The firm said the fall in activity would also lead to a significant decline in mortgage lending, with 350,000 fewer loans agreed. The forecast was based on the assumption that the current lockdown remains in place during April and May, with a gradual lifting thereafter in June.
The forecast follow a prediction from Bartlett Real Estate Institute chair Yolande Barnes that transactions could fall anything between 30% and 50% in 2020 due to the crisis, forcing prices down by between 10% and 30%.
Last week, analysis by Barbour ABI, indicating that around three quarters of all housebuilding sites are currently closed, implied a drop in housing output of nearly a fifth if the lockdown lasts for three months.
Issuing its forecast, Knight Frank called for a major government stimulus package for the housing market, focused on extending the existing Help to Buy scheme – otherwise due to be significantly revised next April and cancelled entirely in 2023 – and the introduction of a Stamp Duty holiday.
The agency also said the government should offer greater flexibility around the payment of planning obligations, particularly section 106 agreements and the Community Infrastructure Levy (CIL).

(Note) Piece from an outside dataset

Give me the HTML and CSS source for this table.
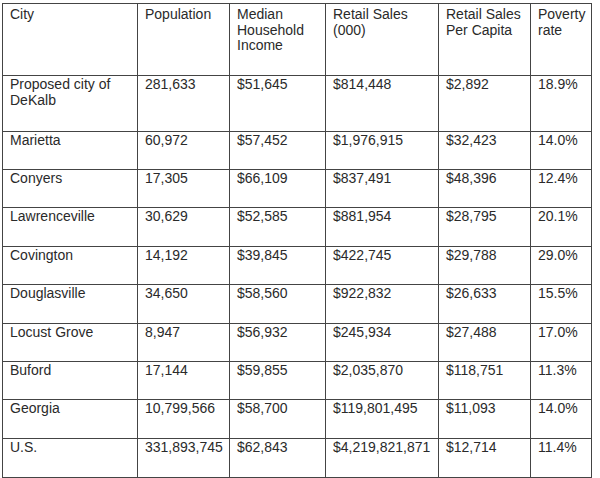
FILE: index.html
```html
<!DOCTYPE html>
<html lang="en">
<head>
<meta charset="utf-8">
<title>City comparison</title>
<link rel="stylesheet" href="styles.css">
</head>
<body>
<div class="grid">
  <div class="cell head">City</div>
  <div class="cell head">Population</div>
  <div class="cell head">Median Household Income</div>
  <div class="cell head">Retail Sales (000)</div>
  <div class="cell head">Retail Sales Per Capita</div>
  <div class="cell head">Poverty rate</div>

  <div class="cell">Proposed city of DeKalb</div>
  <div class="cell">281,633</div>
  <div class="cell">$51,645</div>
  <div class="cell">$814,448</div>
  <div class="cell">$2,892</div>
  <div class="cell">18.9%</div>

  <div class="cell">Marietta</div>
  <div class="cell">60,972</div>
  <div class="cell">$57,452</div>
  <div class="cell">$1,976,915</div>
  <div class="cell">$32,423</div>
  <div class="cell">14.0%</div>

  <div class="cell">Conyers</div>
  <div class="cell">17,305</div>
  <div class="cell">$66,109</div>
  <div class="cell">$837,491</div>
  <div class="cell">$48,396</div>
  <div class="cell">12.4%</div>

  <div class="cell">Lawrenceville</div>
  <div class="cell">30,629</div>
  <div class="cell">$52,585</div>
  <div class="cell">$881,954</div>
  <div class="cell">$28,795</div>
  <div class="cell">20.1%</div>

  <div class="cell">Covington</div>
  <div class="cell">14,192</div>
  <div class="cell">$39,845</div>
  <div class="cell">$422,745</div>
  <div class="cell">$29,788</div>
  <div class="cell">29.0%</div>

  <div class="cell">Douglasville</div>
  <div class="cell">34,650</div>
  <div class="cell">$58,560</div>
  <div class="cell">$922,832</div>
  <div class="cell">$26,633</div>
  <div class="cell">15.5%</div>

  <div class="cell">Locust Grove</div>
  <div class="cell">8,947</div>
  <div class="cell">$56,932</div>
  <div class="cell">$245,934</div>
  <div class="cell">$27,488</div>
  <div class="cell">17.0%</div>

  <div class="cell">Buford</div>
  <div class="cell">17,144</div>
  <div class="cell">$59,855</div>
  <div class="cell">$2,035,870</div>
  <div class="cell">$118,751</div>
  <div class="cell">11.3%</div>

  <div class="cell">Georgia</div>
  <div class="cell">10,799,566</div>
  <div class="cell">$58,700</div>
  <div class="cell">$119,801,495</div>
  <div class="cell">$11,093</div>
  <div class="cell">14.0%</div>

  <div class="cell">U.S.</div>
  <div class="cell">331,893,745</div>
  <div class="cell">$62,843</div>
  <div class="cell">$4,219,821,871</div>
  <div class="cell">$12,714</div>
  <div class="cell">11.4%</div>
</div>
</body>
</html>
```
FILE: styles.css
```css
html, body {
  margin: 0;
  padding: 0;
  background: #fff;
}
body {
  padding: 3px 0 0 2px;
  font-family: "Liberation Sans", Arial, sans-serif;
  font-size: 14px;
  line-height: 15.5px;
  color: #2a2a2a;
}
.grid {
  display: grid;
  grid-template-columns: 135px 92px 96px 113px 92px 61px;
  grid-template-rows: 72px 56px 38px 38px 39px 38px 39px 38px 38px 39px 39px;
  width: max-content;
  border-left: 1px solid #444;
  border-top: 1px solid #444;
}
.cell {
  border-right: 1px solid #444;
  border-bottom: 1px solid #444;
  padding: 1px 6px 0 7px;
  overflow: hidden;
}
.head {
  padding-top: 3px;
}
```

Knight Frank said Help to Buy had been a “critical support” to the housebuilding sector in slower market periods, and therefore that a decision to extend the scheme would be welcomed.
Oliver Knight, research associate at Knight Frank, said the government should also look to extend planning permission lengths to ensure permission don’t expire during the lockdown period.
He added: “Greater flexibility should also be encouraged with regards to the payment of planning obligations, such as section 106 and Community Infrastructure Levy (CIL) payments. Such outlays are generally paid up-front and – given expected limited cash-flow over the coming months - a move to allow practical staggering or staged payments would be welcome.”
The Home Builders’ Federation has already been campaigning for an extension to Help to Buy, alongside measures to extend planning permission duration. The idea of extending permissions also has support from local authority planning groups.